Jeritan dari Pedalaman Kalimantan: Suku Punan Long Tungu dan Perjuangan Meraih Kesejahteraan
Menyusuri Sungai Bkiyau: Potret Kehidupan Suku Punan di Long Tungu
Di jantung Kalimantan Utara, tersembunyi di antara lekuk Sungai Bkiyau yang membelah hijaunya hutan, terdapat sebuah komunitas yang menyimpan cerita tentang ketahanan, harapan, dan perjuangan melawan keterbatasan. Masyarakat Suku Punan di RT 08, Desa Long Tungu, Kabupaten Bulungan, hidup berdampingan dengan alam, namun terpinggirkan dari sentuhan pembangunan yang merata.
Ulo Njau, seorang tokoh masyarakat Punan yang telah dua dekade berjuang bersama komunitasnya, menuturkan pahitnya realitas yang mereka hadapi. Dulu, kehidupan mereka adalah nomaden, berburu di rimba demi sesuap nasi. Kini, mereka menetap, namun tantangan baru justru menghadang.
Akses Terisolasi dan Jeratan Ekonomi
Menuju pemukiman mereka bukanlah perkara mudah. Perjalanan selama satu setengah jam menggunakan perahu tradisional, menyusuri sungai yang penuh jeram dan riam, menjadi satu-satunya akses. Di sana, sekitar 56 jiwa dari 16 keluarga hidup tanpa listrik, fasilitas kesehatan yang memadai, apalagi lembaga pendidikan yang layak.
"Kami ingin anak-anak kami sekolah, tapi jaraknya sangat jauh," keluh Ulo, menggambarkan dilema pendidikan yang menghantui generasi muda Punan. Malam hari, gelap gulita menyelimuti perkampungan, hanya diterangi remang lampu minyak.
Mata pencaharian utama mereka bertumpu pada hasil alam: bertani dan berburu. Namun, gelombang ekspansi perkebunan kelapa sawit mengancam sumber daya alam yang menjadi tumpuan hidup. Ulo pernah mencoba mengirim anaknya bekerja di perkebunan, namun ditolak dengan alasan yang tidak jelas, menambah luka dalam himpitan ekonomi.
Hasil panen, seperti cabai, seringkali dihargai murah oleh tengkulak. "Seharusnya Rp 60.000 per kilogram, tapi kami hanya dibayar Rp 20.000," ujarnya dengan nada getir. Mahalnya biaya transportasi, dengan ongkos bahan bakar perahu mencapai Rp 50.000 sekali jalan, semakin memperburuk keadaan.

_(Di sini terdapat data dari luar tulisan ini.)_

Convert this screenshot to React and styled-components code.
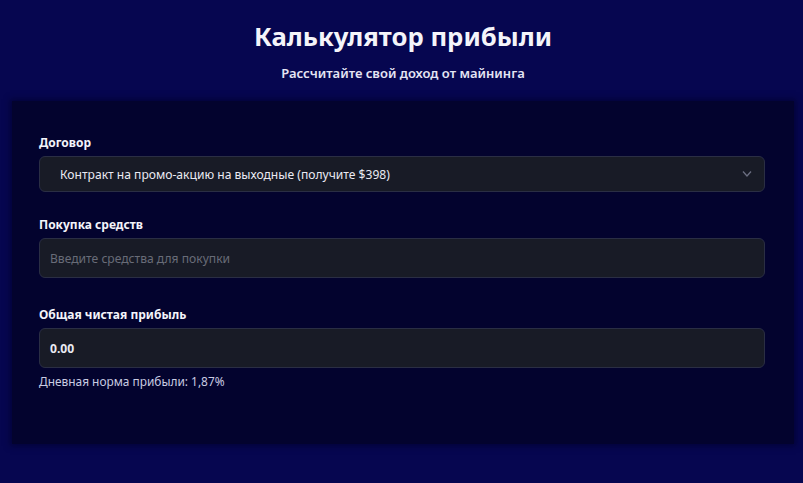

Mimpi Pendidikan dan Pelayanan Kesehatan yang Terjauh
Pendidikan adalah mimpi yang sulit diraih. Tak ada satu pun anggota keluarga Ulo yang berhasil menamatkan sekolah dasar. Anak-anak harus pergi ke Long Tungu untuk bersekolah, jauh dari pengawasan orang tua, yang akhirnya berujung pada putus sekolah.
Di pemukiman lain seperti Berun, meskipun terdapat bangunan sekolah, guru hanya datang dua kali seminggu. Anak-anak lebih banyak bermain daripada belajar, masa depan mereka terancam suram.
Masalah kesehatan juga menjadi momok menakutkan. Akses ke rumah sakit di Tanjung Selor membutuhkan waktu lima jam perjalanan, dengan biaya yang selangit. Pengobatan tradisional menjadi pilihan utama, meskipun seringkali tidak efektif.
BPJS Kesehatan memang ada, namun rumitnya proses administrasi menjadi penghalang bagi banyak warga. Sebagai alternatif, mereka mencari pengobatan di Long Beluah, tempat mereka bisa tinggal selama masa perawatan.
Secercah Harapan di Tengah Keterbatasan
Di tengah keterbatasan yang mendera, solidaritas menjadi kekuatan utama. "Jika ada yang tidak punya uang untuk biaya perahu, kami saling membantu," kata Ulo, menggambarkan eratnya persaudaraan di komunitasnya. "Kami adalah satu keluarga di sini."
Ulo berharap pemerintah dapat memberikan perhatian lebih kepada Suku Punan, terutama dalam bidang pendidikan dan kesehatan. "Kami ingin anak-anak kami memiliki masa depan yang lebih baik, namun kami membutuhkan bantuan," pungkasnya, menyiratkan harapan yang tak pernah padam di tengah kerasnya kehidupan.